Studies of the signatures of magnetospheric substorms in coherent backscatter raders

Ground-based coherent backscatter radar systems are used extensively to investigate small-scale dynamics of the ionosphere and related geophysical processes in the magnetosphere. At high-latitudes, HF coherent backscatter radars are especially effective, as radio waves in the HF band undergo sufficient refraction to bring about the required magnetic field orthogonal configuration that enables backscatter. Much of the work in this thesis uses data from HF radars, looking in particular at effects in the data which can be detected during magnetospheric substorms. Typically, a total or partial loss of radar data occurs during substorm intervals, with a duration of some tens of minutes for an isolated event.
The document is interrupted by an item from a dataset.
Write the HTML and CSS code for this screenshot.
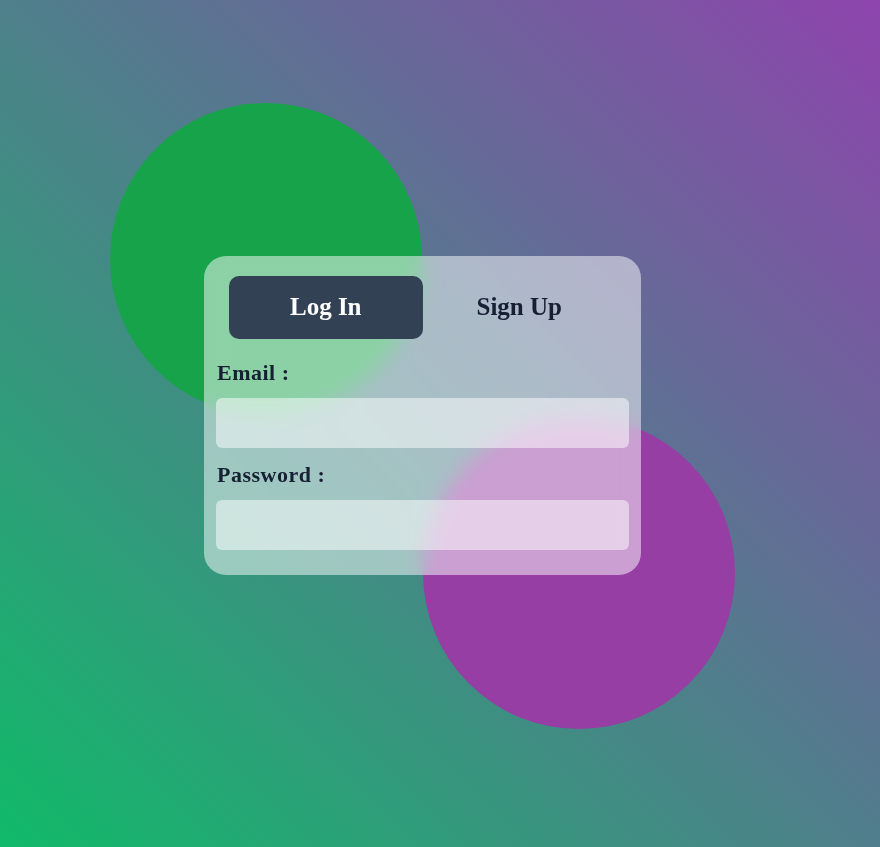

This phenomenon lends itself to several possible explanations, for instance the radar propagation conditions may have altered, or the radar reception may have been affected by enhanced D-region absorption, or the scattering structure itself could become depleted by the substorm. Several examples of this phenomenon are considered in relation to these geophysical mechanisms, in order to determine which of these mechanisms might be the most significant in each case. For two events, there was electron density data available from an incoherent scatter radar, which was used to produce a model of the D-region absorption. This was compared with cosmic radio noise absorption data from an appropriately located imaging riometer, and then used to model the absorption of the HF radar as a function of elevation angle.